TASK DIRECTIONS → Starting from the top of the material, restate each line exactly until the line that contains "string; rooms: Room[]", which is also copied. Pictures are excluded.

########

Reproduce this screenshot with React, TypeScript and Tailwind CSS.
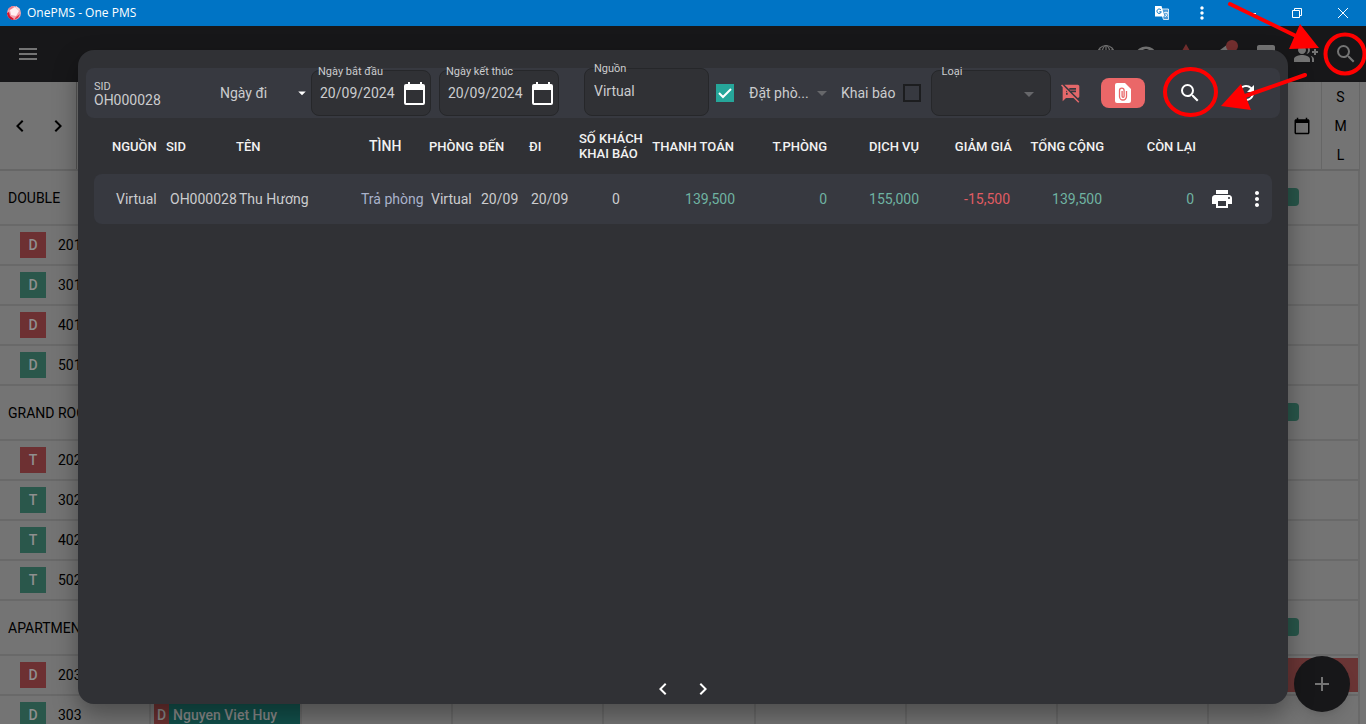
import {
  MdAdd,
  MdArrowDropDown,
  MdCalendarToday,
  MdChevronLeft,
  MdChevronRight,
  MdGroupAdd,
  MdMenu,
  MdMoreVert,
  MdPrint,
  MdRefresh,
  MdSearch,
  MdSpeakerNotesOff,
  MdViewAgenda,
  MdVisibility,
  MdWarning,
} from "react-icons/md";

type Room = { type: string; number: string; busy: boolean };
type Group = { name: string; rooms: Room[] };

const groups: Group[] = [
  {
    name: "DOUBLE",
    rooms: [
      { type: "D", number: "201", busy: true },
      { type: "D", number: "301", busy: false },
      { type: "D", number: "401", busy: true },
      { type: "D", number: "501", busy: false },
    ],
  },
  {
    name: "GRAND ROOM",
    rooms: [
      { type: "T", number: "202", busy: true },
      { type: "T", number: "302", busy: false },
      { type: "T", number: "402", busy: false },
      { type: "T", number: "502", busy: false },
    ],
  },
  {
    name: "APARTMENT",
    rooms: [
      { type: "D", number: "203", busy: true },
      { type: "D", number: "303", busy: false },
    ],
  },
];

const days = [1, 2, 3, 4, 5, 6, 7];

const columns = [
  { title: "NGUỒN", col: "w-[68px]", head: "pl-[18px]" },
  { title: "SID", col: "w-[74px]", head: "pl-1" },
  { title: "TÊN", col: "", head: "" },
  { title: "TÌNH", col: "w-[68px]", head: "pl-3 text-sm" },
  { title: "PHÒNG", col: "w-[50px]", head: "pl-1" },
  { title: "ĐẾN", col: "w-[50px]", head: "pl-1" },
  { title: "ĐI", col: "w-[50px]", head: "pl-1" },
  { title: "SỐ KHÁCH KHAI BÁO", col: "w-[74px]", head: "pl-1 whitespace-normal" },
  { title: "THANH TOÁN", col: "w-[87px]", head: "pr-0.5 text-right" },
  { title: "T.PHÒNG", col: "w-[92px]", head: "pr-px text-right" },
  { title: "DỊCH VỤ", col: "w-[92px]", head: "pr-px text-right" },
  { title: "GIẢM GIÁ", col: "w-[92px]", head: "text-right" },
  { title: "TỔNG CỘNG", col: "w-[92px]", head: "text-right" },
  { title: "CÒN LẠI", col: "w-[92px]", head: "text-right" },
];

function TitleBar() {
  return (
    <div className="flex h-[26px] shrink-0 items-center bg-[#0074c5] pl-1.5 text-white">
      <svg className="h-4 w-4" viewBox="0 0 16 16" aria-hidden="true">
        <circle cx="8" cy="8" r="7" fill="#f2a3ad" />
        <path d="M1 8l2-1 1 4 4 3-1 1A7 7 0 0 1 1 8z" fill="#d5122c" />
        <path d="M2 4l4-3 2 1-4 3z" fill="#f07c8a" />
        <path d="M4 5l5-3 4 4-3 5-5-1z" fill="#fff0f1" />
        <path d="M10 12l4-3-2 4-4 2z" fill="#e23348" />
        <path d="M10 1l4 3-1 2-3-3z" fill="#fbd3d7" />
      </svg>
      <div className="ml-[5px] font-['Open_Sans',sans-serif] text-xs">
        OnePMS - One PMS
      </div>
      <div className="ml-auto flex items-center">
        <button className="flex w-10 justify-center" aria-label="Translate">
          <svg className="h-3.5 w-3.5" viewBox="0 0 14 14">
            <path d="M5 3h8.500v10.500h-5z" fill="#4b9ad6" stroke="#fff" strokeWidth="0.800" />
            <path d="M0 0h6.500l3 10.500H0z" fill="#fff" />
            <path d="M6 4A2.200 2.200 0 1 0 6.300 5.800H4.300" fill="none" stroke="#0074c5" />
            <path
              d="M9 6.500h4M11 5.500v1M12.500 7c-.5 1.500-1 2.500-2.500 4M10 7.500l2.500 3"
              fill="none"
              stroke="#fff"
              strokeWidth="0.800"
            />
          </svg>
        </button>
        <button className="flex w-10 justify-center" aria-label="Menu">
          <MdMoreVert className="h-5 w-5" />
        </button>
        <button className="ml-1.5 flex w-[46px] justify-center" aria-label="Minimize">
          <svg className="h-2.5 w-2.5" viewBox="0 0 10 10">
            <path d="M0 5.500h10" stroke="#fff" />
          </svg>
        </button>
        <button className="flex w-[46px] justify-center" aria-label="Restore">
          <svg className="h-2.5 w-2.5" viewBox="0 0 10 10">
            <path d="M.5 2.500h7v7h-7zM2.500 2.500v-2h7v7h-2" fill="none" stroke="#fff" />
          </svg>
        </button>
        <button className="flex w-[46px] justify-center" aria-label="Close">
          <svg className="h-2.5 w-2.5" viewBox="0 0 10 10">
            <path d="M0 0l10 10M10 0L0 10" stroke="#fff" />
          </svg>
        </button>
      </div>
    </div>
  );
}

function AppHeader() {
  const button = "flex w-10 justify-center";
  return (
    <header className="flex h-14 shrink-0 items-center bg-[#171719] pl-2 text-[#747474] shadow-md">
      <button className={button} aria-label="Menu">
        <MdMenu className="h-6 w-6" />
      </button>
      <div className="ml-auto flex">
        <button className={button} aria-label="Language">
          <svg
            className="h-6 w-6"
            viewBox="0 0 24 24"
            fill="none"
            stroke="currentColor"
            strokeWidth="1.200"
          >
            <circle cx="12" cy="12" r="8.500" />
            <ellipse cx="12" cy="12" rx="4" ry="8.500" />
            <path d="M12 3.500v17M3.500 12h17M5 7.500c4 2 10 2 14 0M5 16.500c4-2 10-2 14 0" />
          </svg>
        </button>
        <button className={button} aria-label="Preview">
          <MdVisibility className="h-6 w-6" />
        </button>
        <button className={button} aria-label="Warnings">
          <MdWarning className="h-6 w-6 text-[#742f2f]" />
        </button>
        <button className="relative flex w-10 justify-center" aria-label="News">
          <svg className="h-6 w-6" viewBox="0 0 24 24" fill="currentColor">
            <path d="M14 2l7 15-11-1 1 5-3 1-3-6a5 5 0 0 1 1-8z" />
          </svg>
          <span className="absolute -top-0.5 right-2 h-3 w-3 rounded-full bg-[#742f2f]" />
        </button>
        <button className={button} aria-label="Reports">
          <MdViewAgenda className="h-6 w-6" />
        </button>
        <button className={button} aria-label="Add guest">
          <MdGroupAdd className="h-6 w-6" />
        </button>
        <button className={button} aria-label="Search">
          <MdSearch className="h-6 w-6" />
        </button>
      </div>
    </header>
  );
}

function RoomRow({ room }: { room: Room }) {
  return (
    <div className="grid h-10 grid-cols-9 border-b-2 border-[#696969]">
      <div className="flex items-center border-r-2 border-[#696969] pl-5">
        <span
          className={`flex h-[26px] w-[26px] items-center justify-center text-sm font-medium text-[#8f8f8f] ${
            room.busy ? "bg-[#6d3032]" : "bg-[#2a574b]"
          }`}
        >
          {room.type}
        </span>
        <span className="ml-3">{room.number}</span>
      </div>
      <div className="flex border-r-2 border-[#696969] py-px pl-[3px]">
        {room.number === "303" && (
          <div className="flex w-full bg-[#12504b] font-medium text-[#8a8a8a]">
            <span className="flex w-[15px] items-center justify-center bg-[#6b3030]">D</span>
            <span className="flex items-center pl-1 whitespace-nowrap">Nguyen Viet Huy</span>
          </div>
        )}
      </div>
      {days.map((day) => (
        <div key={day} className="border-r-2 border-[#696969] py-0.5">
          {room.number === "203" && day === 7 && <div className="h-full bg-[#6a3535]" />}
        </div>
      ))}
    </div>
  );
}

function Calendar() {
  return (
    <main className="flex-1 overflow-hidden bg-[#747474] pr-1.5 text-sm text-black">
      <div className="flex h-[89px] border-b-2 border-[#666666]">
        <div className="flex w-[77px] items-center justify-between border-r border-[#555555] pr-1.5 pl-2">
          <button aria-label="Previous">
            <MdChevronLeft className="h-6 w-6" />
          </button>
          <button aria-label="Next">
            <MdChevronRight className="h-6 w-6" />
          </button>
        </div>
        <div className="ml-auto flex items-center pr-2.5">
          <button aria-label="Pick a date">
            <MdCalendarToday className="h-[18px] w-[18px]" />
          </button>
        </div>
        <div className="flex w-[39px] flex-col border-x border-[#666666] pt-px text-center">
          <button className="h-[29px]">S</button>
          <button className="h-[29px]">M</button>
          <button className="h-[29px]">L</button>
        </div>
      </div>
      {groups.map((group) => (
        <section key={group.name}>
          <div className="flex h-[55px] items-center justify-between border-r-2 border-b-2 border-[#696969] pl-2">
            <h2>{group.name}</h2>
            <span className="mr-[59px] mb-px h-[18px] w-8 rounded bg-[#28564a]" />
          </div>
          {group.rooms.map((room) => (
            <RoomRow key={room.number} room={room} />
          ))}
        </section>
      ))}
    </main>
  );
}

function CalendarIcon() {
  return (
    <svg className="h-6 w-6" viewBox="0 0 24 24" fill="#fff" aria-hidden="true">
      <path d="M5 0h2v2h10V0h2v2h1a2 2 0 0 1 2 2v17a2 2 0 0 1-2 2H3a2 2 0 0 1-2-2V4a2 2 0 0 1 2-2h2zM3 8v13h17V8z" />
    </svg>
  );
}

function DateField({ id, label }: { id: string; label: string }) {
  return (
    <div className="relative flex h-[46px] w-[120px] items-center rounded-lg border border-[#26272a] bg-[#303135] pr-[3px] pl-2">
      <label
        htmlFor={id}
        className="absolute -top-[7px] left-1.5 text-[11px] leading-4 whitespace-nowrap"
      >
        {label}
      </label>
      <input
        id={id}
        defaultValue="20/09/2024"
        className="w-full min-w-0 bg-transparent text-sm outline-none"
      />
      <button type="button" className="mt-0.5" aria-label={label}>
        <CalendarIcon />
      </button>
    </div>
  );
}

function Filters() {
  return (
    <form className="mx-2 flex h-[50px] items-center rounded-lg bg-[#373940] pl-2 text-sm text-[#cbccce]">
      <div className="mt-0.5 flex w-[126px] flex-col">
        <label htmlFor="sid" className="text-[11px] leading-3">
          SID
        </label>
        <input
          id="sid"
          defaultValue="OH000028"
          className="h-3.5 w-full bg-transparent text-sm leading-3.5 outline-none"
        />
      </div>
      <div className="relative w-[91px]">
        <select
          aria-label="Loại ngày"
          className="w-full appearance-none bg-transparent outline-none"
        >
          <option>Ngày đi</option>
        </select>
        <MdArrowDropDown className="pointer-events-none absolute top-px right-0 h-[18px] w-[18px] text-white" />
      </div>
      <DateField id="from" label="Ngày bắt đầu" />
      <div className="w-2" />
      <DateField id="to" label="Ngày kết thúc" />
      <div className="relative mb-0.5 ml-[25px] h-12 w-[125px] rounded-lg border border-[#26272a] bg-[#303135]">
        <label htmlFor="source" className="absolute -top-2 left-[9px] text-[11px] leading-4">
          Nguồn
        </label>
        <input
          id="source"
          defaultValue="Virtual"
          className="h-11 w-full bg-transparent px-[9px] outline-none"
        />
      </div>
      <span className="relative ml-[7px] flex h-[18px] w-[18px]">
        <input
          type="checkbox"
          aria-label="Đặt phòng"
          defaultChecked
          className="h-[18px] w-[18px] appearance-none bg-[#26a69a]"
        />
        <svg
          className="pointer-events-none absolute inset-0"
          viewBox="0 0 18 18"
          fill="none"
          stroke="#fff"
          strokeWidth="2"
        >
          <path d="M3 9l4 4 8-8" />
        </svg>
      </span>
      <div className="relative ml-[15px] w-[83px]">
        <select
          aria-label="Trạng thái"
          className="w-full appearance-none bg-transparent outline-none"
        >
          <option>Đặt phò...</option>
        </select>
        <MdArrowDropDown className="pointer-events-none absolute -top-0.5 -right-0.5 h-6 w-6 text-[#66676a]" />
      </div>
      <label htmlFor="declared" className="ml-[9px] whitespace-nowrap">
        Khai báo
      </label>
      <input
        id="declared"
        type="checkbox"
        className="ml-2 h-[18px] w-[18px] shrink-0 appearance-none border-2 border-[#1c1d1f]"
      />
      <div className="relative ml-2.5 h-[46px] w-[120px] rounded-lg border border-[#26272a] bg-[#303135]">
        <label htmlFor="kind" className="absolute -top-[7px] left-[9px] text-[11px] leading-4">
          Loại
        </label>
        <select id="kind" className="h-full w-full appearance-none bg-transparent outline-none">
          <option></option>
        </select>
        <MdArrowDropDown className="pointer-events-none absolute top-[11px] right-[9px] h-6 w-6 text-[#66676a]" />
      </div>
      <button type="button" className="ml-2.5" aria-label="Ghi chú">
        <MdSpeakerNotesOff className="h-5 w-5 text-[#e4686a]" />
      </button>
      <button
        type="button"
        className="ml-5 flex h-[30px] w-11 items-center justify-center rounded-lg bg-[#ea6768]"
        aria-label="Tệp đính kèm"
      >
        <svg className="h-6 w-6" viewBox="0 0 24 24">
          <path d="M6 2h8l6 6v12a2 2 0 0 1-2 2H6a2 2 0 0 1-2-2V4a2 2 0 0 1 2-2z" fill="#fff" />
          <path
            d="M15.500 10v5.500a3.500 3.500 0 0 1-7 0V9.500a2.300 2.300 0 0 1 4.600 0v5.800a1 1 0 0 1-2 0V10"
            fill="none"
            stroke="#ea6768"
            strokeWidth="1.300"
          />
        </svg>
      </button>
      <button type="button" className="ml-[33px] text-white" aria-label="Tìm kiếm">
        <MdSearch className="h-6 w-6" />
      </button>
      <button type="button" className="ml-8 text-white" aria-label="Làm mới">
        <MdRefresh className="h-6 w-6" />
      </button>
    </form>
  );
}

function BookingTable() {
  return (
    <div className="px-4">
      <table className="w-full table-fixed whitespace-nowrap">
        <colgroup>
          {columns.map((column) => (
            <col key={column.title} className={column.col} />
          ))}
          <col className="w-[52px]" />
          <col className="w-6" />
        </colgroup>
        <thead>
          <tr className="h-14 text-left text-[13px] leading-[15px] text-[#f2f2f2]">
            {columns.map((column) => (
              <th key={column.title} className={`font-medium ${column.head}`}>
                {column.title}
              </th>
            ))}
            <th></th>
            <th></th>
          </tr>
        </thead>
        <tbody>
          <tr className="h-[50px] bg-[#373940] text-sm text-[#cbccce]">
            <td className="rounded-l-lg pl-[22px]">Virtual</td>
            <td className="pl-2">OH000028</td>
            <td className="pl-[3px]">Thu Hương</td>
            <td className="pl-1 text-[#a9b2cb]">Trả phòng</td>
            <td className="pl-1.5">Virtual</td>
            <td className="pl-1.5">20/09</td>
            <td className="pl-1.5">20/09</td>
            <td className="pl-2 text-center">0</td>
            <td className="pr-px text-right text-[#6fb3a2]">139,500</td>
            <td className="pr-px text-right text-[#6fb3a2]">0</td>
            <td className="pr-px text-right text-[#6fb3a2]">155,000</td>
            <td className="pr-0.5 text-right text-[#e05c63]">-15,500</td>
            <td className="pr-0.5 text-right text-[#6fb3a2]">139,500</td>
            <td className="pr-0.5 text-right text-[#6fb3a2]">0</td>
            <td>
              <button className="flex w-full justify-center text-white" aria-label="In">
                <MdPrint className="h-6 w-6" />
              </button>
            </td>
            <td className="rounded-r-lg pr-1.5">
              <button className="flex w-full justify-center text-white" aria-label="Thêm">
                <MdMoreVert className="h-6 w-6 shrink-0" />
              </button>
            </td>
          </tr>
        </tbody>
      </table>
    </div>
  );
}

function SearchDialog() {
  return (
    <div
      role="dialog"
      aria-label="Tìm kiếm"
      className="absolute inset-x-[78px] top-[50px] bottom-5 flex flex-col rounded-2xl bg-[#303135] pt-[18px] shadow-[0_11px_24px_rgba(0,0,0,0.35)]"
    >
      <Filters />
      <BookingTable />
      <div className="mt-auto mb-[3px] flex justify-center text-white">
        <button className="flex h-6 w-10 items-center justify-center" aria-label="Trang trước">
          <MdChevronLeft className="h-6 w-6" />
        </button>
        <button className="flex h-6 w-10 items-center justify-center" aria-label="Trang sau">
          <MdChevronRight className="h-6 w-6" />
        </button>
      </div>
    </div>
  );
}

// red circles and arrows that point at the two search buttons
function Annotations() {
  return (
    <svg
      className="pointer-events-none absolute top-0 right-0 h-[130px] w-[216px]"
      viewBox="0 0 216 130"
      fill="none"
      stroke="#ff0000"
      strokeWidth="4"
      strokeLinecap="round"
      aria-hidden="true"
    >
      <circle cx="195" cy="54" r="19.500" />
      <ellipse cx="40.500" cy="92" rx="25.500" ry="23" />
      <path d="M80 4l66 32M155 75l-60 21" />
      <path d="M150 24l19 24-30 1zM91 84l10 26-30-4z" fill="#ff0000" stroke="none" />
    </svg>
  );
}

export default function App() {
  return (
    <div className="relative flex h-screen flex-col overflow-hidden font-[Roboto,'Noto_Sans',sans-serif]">
      <TitleBar />
      <AppHeader />
      <Calendar />
      <button
        className="absolute right-4 bottom-3 flex h-14 w-14 items-center justify-center rounded-full bg-[#171719] text-[#747474] shadow-lg"
        aria-label="Thêm đặt phòng"
      >
        <MdAdd className="h-6 w-6" />
      </button>
      <SearchDialog />
      <Annotations />
    </div>
  );
}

########

EXPECTED ANSWER →
Reproduce this screenshot with React, TypeScript and Tailwind CSS.
import {
  MdAdd,
  MdArrowDropDown,
  MdCalendarToday,
  MdChevronLeft,
  MdChevronRight,
  MdGroupAdd,
  MdMenu,
  MdMoreVert,
  MdPrint,
  MdRefresh,
  MdSearch,
  MdSpeakerNotesOff,
  MdViewAgenda,
  MdVisibility,
  MdWarning,
} from "react-icons/md";

type Room = { type: string; number: string; busy: boolean };
type Group = { name: string; rooms: Room[] };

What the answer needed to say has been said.